“When we consider our motto of ‘two states, one nation,’ our ongoing projects are running successfully,” Dönmez told reporters on Dec. 22 in the Azerbaijani capital of Baku, where he attended the Turkey-Azerbaijan 1st Energy Forum.
“We can also carry this relationship to third countries, especially on energy,” he said.
The areas of the agreements were natural gas, mining, geological exploration, mineral research and electricity transmission.
Dönmez noted that there is a shortage of energy supply in Europe, especially regarding natural gas.
“In order to meet the increasing demand, we are holding some preliminary talks on increasing the existing capacity,” he said.
“These are not issues that will be solved from today to tomorrow, because there is also the production side of this. It is not enough to increase the capacity in the pipeline alone. The main thing is to work on increasing the amount of production in the Caspian.”
Power generation was also on the agenda of the talks between Turkish and Azerbaijani officials, Dönmez said.
“Azerbaijan has solid targets for renewable energy. They have a huge potential. They have determined green energy targets particularly in the Karabakh region, which has been liberated from [Armenian] occupation,” said the minister.
Caspian Sea offshore and onshore wind turbine projects are also on the table, according to Dönmez’s remarks. Representatives of Turkish companies are expected to meet with Azerbaijani officials and businesspeople on those projects in the upcoming months.
Dönmez also said that an electricity trade route could be established between the two countries through Georgia, a country that both Turkey and Azerbaijan currently has power transmission deals.
Turkey’s natural gas consumption will reach nearly 60 billion cubic meters this year, according to the Energy and Naturel Resources Ministry. No supply problems have occurred thanks to long-term contracts and extra contracts.
In recent years, Turkey paid approximately $12 billion for around 45 billion cubic meters of imported natural gas annually.
Turkey imports natural gas through pipelines from Russia, Azerbaijan and İran. It also buys liquefied natural gas (LNG) from suppliers including Qatar, Nigeria, Algeria and the United States. Nearly a third of the country’s gas needs are met with LNG supplies.
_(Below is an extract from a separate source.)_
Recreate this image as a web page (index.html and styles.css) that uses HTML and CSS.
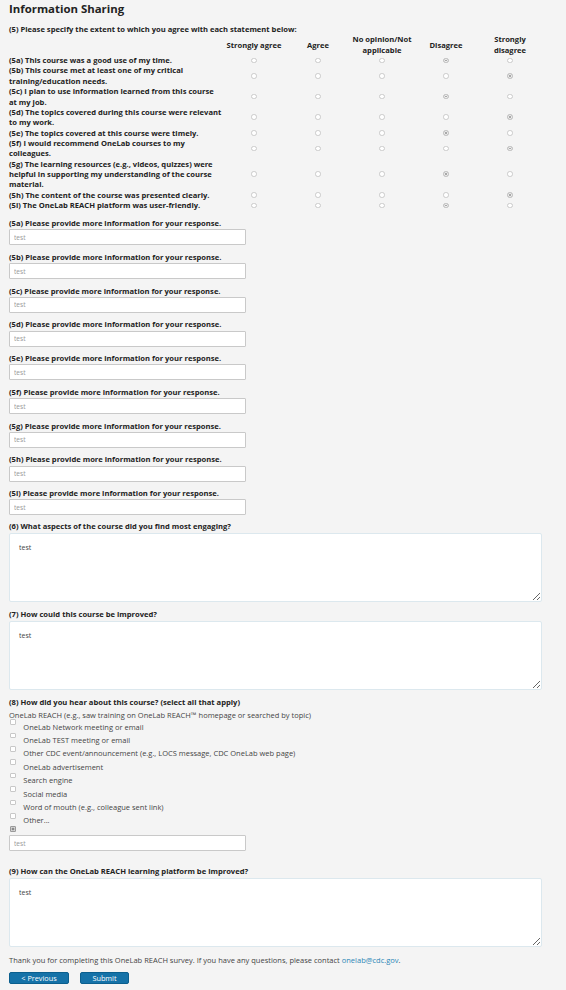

A recently discovered natural gas field in the Black Sea is set to provide nearly a third of Turkey’s domestic needs when it reaches peak production capacity by 2026. Turkey could start with the initial annual production capacity of 3.5 bcm at Sakarya Gas Field in 2023.
State-run energy company Turkish Petroleum Corporation (TPAO) plans to drill 40 wells over four phases in the Sakarya field, which is estimated to have recoverable gas reserves of about 540 billion cubic meters.
President Recep Tayyip Erdoğan has touted the find – the biggest ever in the Black Sea – as a boost to Turkey’s $765-billion economy.